Downstairs, Williams and another man who had taken refuge in her house, used their bodies to prevent the gunmen from pushing open the front door. As the elderly woman tried to bolt the door, the thugs shot off its lock. Bullets hit the woman in her left breast and the man in his hand.
It seemed, though, that the criminals realised Simpson had already been killed, therefore they didn’t bother to enter although they had flung the door open after Williams was shot.
“I just said ‘Father God, if is here you want me dead, then so be it,” Williams recounted, adding that she used a towel to prevent blood from spewing from her wound as she awaited her fate, all the while praying.
The gunmen then escaped, firing wildly as they retreated to their hideaway. The killings followed the shooting deaths of 23-year-old Devon Harris and 19-year-old Onieff Bennett earlier that Saturday morning.

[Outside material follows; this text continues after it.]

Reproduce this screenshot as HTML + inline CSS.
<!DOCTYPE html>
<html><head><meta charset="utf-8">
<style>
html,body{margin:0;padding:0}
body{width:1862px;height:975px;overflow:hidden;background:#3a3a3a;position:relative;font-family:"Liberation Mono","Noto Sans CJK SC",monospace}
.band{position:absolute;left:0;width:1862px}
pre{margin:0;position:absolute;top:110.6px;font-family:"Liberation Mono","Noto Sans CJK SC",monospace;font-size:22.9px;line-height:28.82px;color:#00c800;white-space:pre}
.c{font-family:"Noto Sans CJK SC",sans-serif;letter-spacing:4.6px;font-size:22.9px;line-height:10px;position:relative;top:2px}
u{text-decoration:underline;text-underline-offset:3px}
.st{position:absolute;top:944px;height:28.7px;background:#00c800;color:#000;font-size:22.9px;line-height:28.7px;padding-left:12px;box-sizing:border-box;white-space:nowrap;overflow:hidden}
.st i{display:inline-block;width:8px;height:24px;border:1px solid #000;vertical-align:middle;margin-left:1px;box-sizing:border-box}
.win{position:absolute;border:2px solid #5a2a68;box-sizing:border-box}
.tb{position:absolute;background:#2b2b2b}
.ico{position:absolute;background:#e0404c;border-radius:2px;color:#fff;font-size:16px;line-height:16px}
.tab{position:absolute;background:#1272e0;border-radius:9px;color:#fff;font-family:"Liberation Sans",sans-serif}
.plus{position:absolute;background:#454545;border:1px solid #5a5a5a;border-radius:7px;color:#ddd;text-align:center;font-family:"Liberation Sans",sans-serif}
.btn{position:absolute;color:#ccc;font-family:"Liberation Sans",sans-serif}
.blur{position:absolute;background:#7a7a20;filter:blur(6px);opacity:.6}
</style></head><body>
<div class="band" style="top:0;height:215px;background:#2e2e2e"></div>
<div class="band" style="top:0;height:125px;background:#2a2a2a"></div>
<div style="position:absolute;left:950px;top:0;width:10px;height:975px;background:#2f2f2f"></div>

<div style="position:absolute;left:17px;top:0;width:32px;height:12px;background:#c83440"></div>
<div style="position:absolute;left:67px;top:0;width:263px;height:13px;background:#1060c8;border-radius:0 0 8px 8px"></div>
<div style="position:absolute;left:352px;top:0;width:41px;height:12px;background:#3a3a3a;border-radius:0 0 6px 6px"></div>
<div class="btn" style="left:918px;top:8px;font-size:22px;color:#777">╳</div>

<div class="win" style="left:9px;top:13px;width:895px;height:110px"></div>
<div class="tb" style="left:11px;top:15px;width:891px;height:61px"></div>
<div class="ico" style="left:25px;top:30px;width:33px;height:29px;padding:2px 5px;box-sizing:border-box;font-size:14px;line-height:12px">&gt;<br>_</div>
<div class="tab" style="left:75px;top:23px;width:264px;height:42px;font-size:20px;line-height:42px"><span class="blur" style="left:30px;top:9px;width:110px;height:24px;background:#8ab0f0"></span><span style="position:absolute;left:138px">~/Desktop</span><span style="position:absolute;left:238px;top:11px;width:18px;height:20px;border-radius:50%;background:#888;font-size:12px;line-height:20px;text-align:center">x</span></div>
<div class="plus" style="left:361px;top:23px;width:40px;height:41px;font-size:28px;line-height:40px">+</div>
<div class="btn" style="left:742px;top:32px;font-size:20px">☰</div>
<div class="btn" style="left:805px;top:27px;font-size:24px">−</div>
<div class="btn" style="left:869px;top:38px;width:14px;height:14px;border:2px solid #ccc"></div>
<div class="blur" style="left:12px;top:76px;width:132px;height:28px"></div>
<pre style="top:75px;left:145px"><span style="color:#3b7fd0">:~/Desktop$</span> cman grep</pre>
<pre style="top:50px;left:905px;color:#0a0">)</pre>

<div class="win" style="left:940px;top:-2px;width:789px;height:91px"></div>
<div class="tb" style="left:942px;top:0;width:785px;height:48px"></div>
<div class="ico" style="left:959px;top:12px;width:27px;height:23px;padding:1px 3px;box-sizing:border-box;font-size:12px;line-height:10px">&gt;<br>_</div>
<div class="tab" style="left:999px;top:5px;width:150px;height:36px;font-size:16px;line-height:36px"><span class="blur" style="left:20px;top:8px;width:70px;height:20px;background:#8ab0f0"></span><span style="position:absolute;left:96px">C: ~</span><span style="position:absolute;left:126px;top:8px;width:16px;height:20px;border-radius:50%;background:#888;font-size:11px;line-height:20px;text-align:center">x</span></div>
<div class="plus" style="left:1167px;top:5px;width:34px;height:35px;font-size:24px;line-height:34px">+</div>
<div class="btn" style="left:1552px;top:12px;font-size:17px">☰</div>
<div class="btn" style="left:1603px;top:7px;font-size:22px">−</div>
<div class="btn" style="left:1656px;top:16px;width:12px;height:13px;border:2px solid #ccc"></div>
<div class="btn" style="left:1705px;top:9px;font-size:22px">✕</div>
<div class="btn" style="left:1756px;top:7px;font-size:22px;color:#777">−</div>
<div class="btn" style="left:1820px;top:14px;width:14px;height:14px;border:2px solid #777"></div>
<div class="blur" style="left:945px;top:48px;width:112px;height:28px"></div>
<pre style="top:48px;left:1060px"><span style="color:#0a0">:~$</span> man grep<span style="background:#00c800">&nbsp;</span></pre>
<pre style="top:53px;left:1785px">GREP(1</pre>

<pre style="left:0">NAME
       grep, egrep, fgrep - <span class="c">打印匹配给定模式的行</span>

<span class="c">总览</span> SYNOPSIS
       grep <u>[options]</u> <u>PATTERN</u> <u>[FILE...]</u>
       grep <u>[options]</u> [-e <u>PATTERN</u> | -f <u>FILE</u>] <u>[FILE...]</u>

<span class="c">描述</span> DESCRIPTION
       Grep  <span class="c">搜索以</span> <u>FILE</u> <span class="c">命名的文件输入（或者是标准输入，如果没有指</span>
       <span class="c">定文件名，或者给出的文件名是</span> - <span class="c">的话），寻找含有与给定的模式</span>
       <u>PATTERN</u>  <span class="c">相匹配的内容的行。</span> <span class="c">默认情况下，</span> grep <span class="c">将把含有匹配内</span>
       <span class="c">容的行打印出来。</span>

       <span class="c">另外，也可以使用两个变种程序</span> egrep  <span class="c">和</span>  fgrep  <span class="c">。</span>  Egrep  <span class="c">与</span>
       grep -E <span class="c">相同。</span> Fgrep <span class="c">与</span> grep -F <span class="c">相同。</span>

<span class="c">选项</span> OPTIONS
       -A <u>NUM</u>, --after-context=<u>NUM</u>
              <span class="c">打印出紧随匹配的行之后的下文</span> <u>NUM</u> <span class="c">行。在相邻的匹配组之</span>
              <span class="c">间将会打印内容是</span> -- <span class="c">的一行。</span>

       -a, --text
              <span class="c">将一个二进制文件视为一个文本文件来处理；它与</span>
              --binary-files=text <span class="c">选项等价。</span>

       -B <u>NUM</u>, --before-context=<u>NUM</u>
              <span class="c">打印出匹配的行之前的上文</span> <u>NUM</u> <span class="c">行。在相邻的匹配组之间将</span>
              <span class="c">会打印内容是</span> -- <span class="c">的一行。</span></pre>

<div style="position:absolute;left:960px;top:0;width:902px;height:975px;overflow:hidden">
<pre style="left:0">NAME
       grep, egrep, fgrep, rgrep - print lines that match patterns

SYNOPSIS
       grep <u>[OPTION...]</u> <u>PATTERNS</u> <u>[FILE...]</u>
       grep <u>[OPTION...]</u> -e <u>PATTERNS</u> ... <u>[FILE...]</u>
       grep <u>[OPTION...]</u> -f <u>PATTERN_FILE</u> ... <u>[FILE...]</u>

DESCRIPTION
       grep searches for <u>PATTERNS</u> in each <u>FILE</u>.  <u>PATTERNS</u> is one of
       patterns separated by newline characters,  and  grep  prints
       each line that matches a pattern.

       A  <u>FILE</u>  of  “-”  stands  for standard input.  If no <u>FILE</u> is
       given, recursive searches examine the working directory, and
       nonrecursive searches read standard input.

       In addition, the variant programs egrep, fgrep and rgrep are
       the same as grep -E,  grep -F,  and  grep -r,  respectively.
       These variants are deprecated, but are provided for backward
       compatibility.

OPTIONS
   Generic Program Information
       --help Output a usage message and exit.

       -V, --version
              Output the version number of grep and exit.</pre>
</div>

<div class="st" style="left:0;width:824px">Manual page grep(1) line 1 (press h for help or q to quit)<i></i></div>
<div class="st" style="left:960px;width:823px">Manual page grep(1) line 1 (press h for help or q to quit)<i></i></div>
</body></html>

Their deaths, residents said, were also linked to the ongoing rivalry.
On Tuesday, Wilson said the police were more reactive than proactive.
“It’s like a football match; if you continue to play defensive you will always come under pressure, and that is what the man dem (police) are doing,” he said.
“This containment strategy cannot work; you have to move from containment to apprehension, and dem in authority think they know, but they don’t know.
“Everything the police know they get from people. So why is it that this that they are implementing now; they never did before? If they had done this from January, then those persons’ lives would have been spared,” Wilson argued, pointing to contingents of police and soldiers, as well as a Jamaica Defence Force helicopter that had been hovering over the community since the killings.
Wilson’s sentiments were shared by a group of women who sat near the ill-fated spot discussing the murders. According to them, since November at least six persons had been murdered and a similar number of persons injured. Three sisters had also lost the fathers of their children to gun violence since November, they said.
The women accused the police of using the peace treaty to cover up reports of killings.
On Friday, the Sunday Observer sought reactions to the residents’ claims from Senior Superintendent Knight. However, this newspaper’s efforts were futile, therefore the residents’ accusations were put to Deputy Commissioner of Police Glenmore Hinds, who heads the constabulary’s operations portfolio.
“Our view is that peace treaties are signed when there is a declared war, I don’t know of any war being declared in August Town,” Hinds said, adding that he has never recognised the August Town peace treaty.
He argued that a peace treaty does not augur well in a democratic society such as Jamaica.
“I am not supportive of any such thing as a peace treaty; if citizens have differences that they are trying to resolve, it is a different thing from a peace treaty,” he continued.
As it relates to the allegation that the police failed to act on information offered to them, Hinds responded: “I can’t comment on that. I know that there have been curfews in August Town for some time and we would have conducted several operations in the area.
“The police employ many operational tactics and the police on the ground would decide which operational tactic is best to resolve an issue,” he said, declining to discuss further these strategies. He said that divulging such information would render them redundant.
Last Tuesday, Bishop Herro Blair, head of the PMI, said that though the peace had been broken, all is not lost for August Town.
“It is only a pity that we were not proactive. If we were proactive maybe our ears would be more on the ground and we could have prevented those murders,” said Blair. “This used to be an area where there was a murder, like, every week, and there has been a lull. But you know, the heart of man is like that, so you are going to have uprisings,” he said.